The Fund has a distribution agreement with John Hancock Funds, Inc. ("JH
Funds"), a wholly owned subsidiary of the Adviser. For the period ended
June 30, 1997, net sales charges received with regard to sales of Class
A shares amounted to $25,827. Out of this amount, $4,213 was retained
and used for printing prospectuses, advertising, sales literature and
other purposes, $11,671 was paid as sales commissions to unrelated
broker-dealers and $9,943 was paid as sales commissions to sales
personnel of John Hancock Distributors, Inc. ("Distributors"), a related
broker-dealer. The Adviser's indirect parent, John Hancock Mutual Life
Insurance Company ("JHMLICo"), is the indirect sole shareholder of
Distributors.
Class B shares which are redeemed within six years of purchase will be
subject to a contingent deferred sales charge ("CDSC") at declining
rates beginning at 5.0% of the lesser of the current market value at the
time of redemption or the original purchase cost of the shares being
redeemed. Proceeds from the CDSC are paid to JH Funds and are used in
whole or in part to defray its expenses related to providing
distribution related services to the Fund in connection with the sale of
Class B shares. For the period ended June 30, 1997, contingent deferred
sales charges paid to JH Funds amounted to $38,711.

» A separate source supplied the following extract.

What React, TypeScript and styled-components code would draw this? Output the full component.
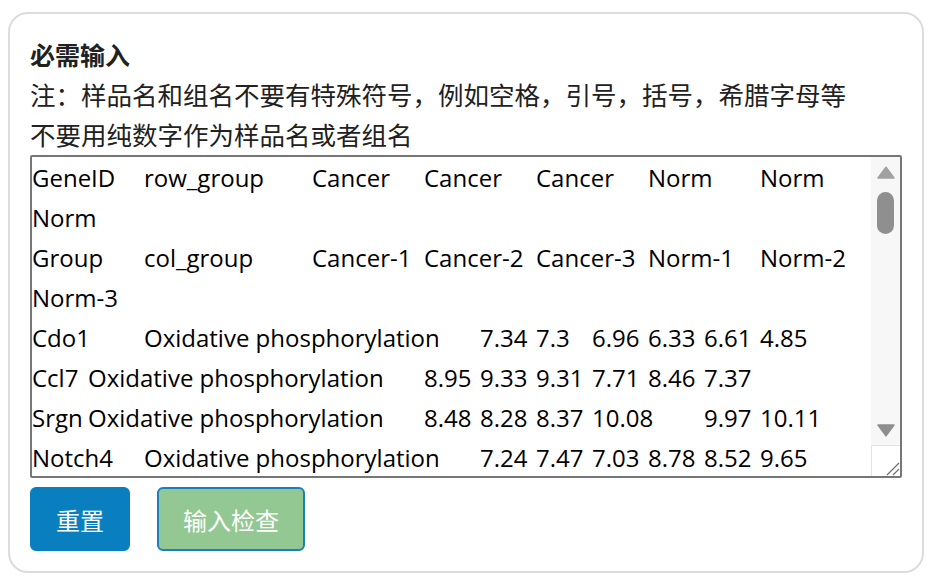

In addition, to reimburse JH Funds for the services it provides as
distributor of shares of the Fund, the Fund has adopted a Distribution
Plan with respect to Class A and Class B pursuant to Rule 12b-1 under
the Investment Company Act of 1940. Accordingly, the Fund will make
payments to JH Funds for distribution and service expenses, at an annual
rate not to exceed 0.30% of Class A average daily net assets and 1.00%
of Class B average daily net assets to reimburse JH Funds for its
distribution/service costs. Up to a maximum of 0.25% of such payments
may be service fees as defined by the amended Rules of Fair Practice of
the National Association of Securities Dealers. Under the amended Rules
of Fair Practice, curtailment of a portion of the Fund's 12b-1 payments
could occur under certain circumstances.
The Fund has a transfer agent agreement with John Hancock Signature
Services, Inc. ("Signature Services"), an indirect subsidiary of
JHMLICo. The Fund pays Signature Services a fee based on the number of
shareholder accounts and certain out-of-pocket expenses.
The Fund has an agreement with the Adviser to perform necessary tax and
financial management services for the Fund. The compensation for the
period was at an annual rate of 0.01875% of the average net assets of
the Fund.
Mr. Edward J. Boudreau, Jr., Ms. Anne C. Hodsdon and Mr. Richard S.
Scipione are trustees and/or officers of the Adviser and/or its
affiliates, as well as Trustees of the Fund. The compensation of
unaffiliated Trustees is borne by the Fund. The unaffiliated Trustees
may elect to defer for tax purposes their receipt of this compensation
under the John Hancock Group of Funds Deferred Compensation Plan. The
Fund makes investments into other John Hancock funds, as applicable, to
cover its liability for the deferred compensation. Investments to cover
the Fund's deferred compensation liability are recorded on the Fund's
books as an other asset. The deferred compensation liability and the
related other asset are always equal and are marked to market on a
periodic basis to reflect any income earned by the investment as well as
any unrealized gains or losses. At June 30, 1997, the Fund's investments
to cover the deferred compensation liability had unrealized appreciation
of $108.
NOTE C --
INVESTMENT TRANSACTIONS
Purchases and proceeds from sales of securities, other than obligations
of the U.S. government and its agencies and short-term securities,
during the period ended June 30, 1997, aggregated $18,713,739 and
$22,355,072, respectively. There were no purchases or sales of
obligations of the U.S. government and its agencies during the period
ended June 30, 1997.
The cost of investments owned at June 30, 1997 (excluding the corporate
savings account), for federal income tax purposes was $32,814,367. Gross
unrealized appreciation and depreciation of investments aggregated
$7,167,915 and $978,932, respectively, resulting in net unrealized
appreciation of $6,188,983.
Notes
John Hancock Funds - Special Value Fund
[THIS PAGE INTENTIONALLY LEFT BLANK]
Notes
John Hancock Funds - Special Value Fund
[THIS PAGE INTENTIONALLY LEFT BLANK]
Notes
John Hancock Funds - Special Value Fund
[THIS PAGE INTENTIONALLY LEFT BLANK]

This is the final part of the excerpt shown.